Noneof you can ever be proud enough of being the child of such a Father who has not his equal in this world — so great, so good, so faultless. Try… to follow in his footsteps and don’t be discouraged, for to be really in everything like him none of you, I am sure, will ever be. Try, therefore, to be like him in some points, and you will have acquired a great deal.

But to be like his father even in some points appeared to the Prince a quite impossible aspiration. He knew that his father read the daily reports of his progress with anxiety and concern. He knew that he studied his essays and exercises with dismay, and that the entries in the Prince’s unwillingly kept diary were perused with profound dissatisfaction because they were so carelessly written and so ungrammatical, because the handwriting was not neat enough, because they were full of boring facts and contained no noble reflections or, indeed, any reflections at all. His historical essays were even worse.

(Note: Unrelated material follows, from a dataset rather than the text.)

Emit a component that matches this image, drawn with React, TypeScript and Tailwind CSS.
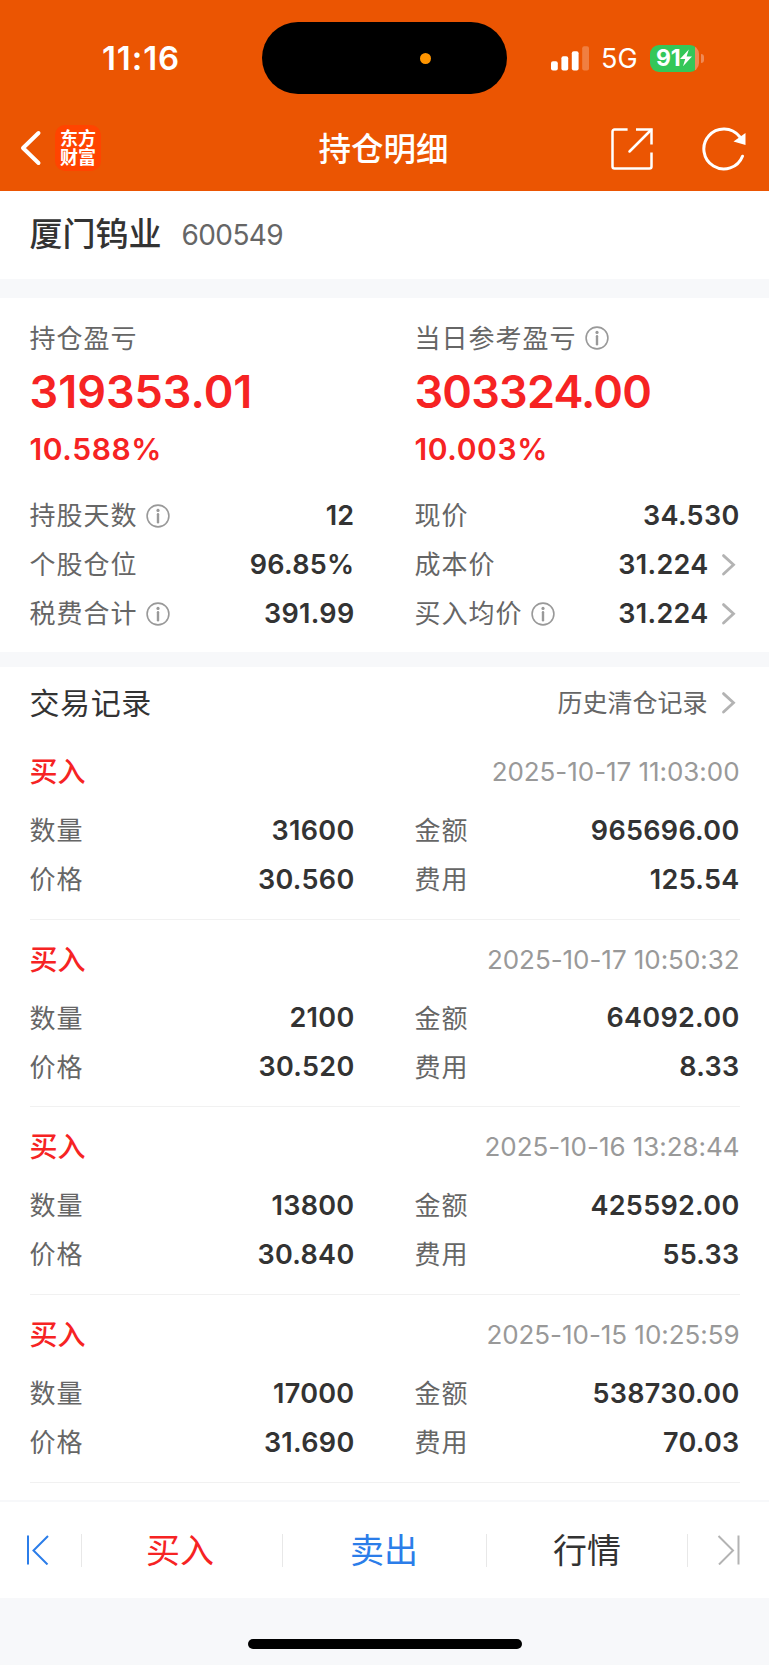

When writing on modern English history he was fairly reliable, but when he turned to ancient history his compositions were lamentable. One of them, limited to less than seven lines, began in utter confusion: ‘The war of Tarrentum, it was between Hannibal the Carthaginian General and the Romans, Hannibal was engaged in a war with it, for some time …’ The Prince knew only too well, in fact, that he was a failure and a disappointment to both his parents — ‘poor Bertie!’ Sir James Stephen was called in to examine him, and it was found that he could not even spell properly; so he was advised to master the etymologies of all Latin words basic to English and ‘scrupulously’ to consult a dictionary which ought to form part of the ‘furniture’ of his desk. But it was no good. His spelling remained bad, and his Latin was worse. He was taken to see the boys of Westminster School perform a Latin play, but he ‘understood not a word of it’ — ’poor Bertie!’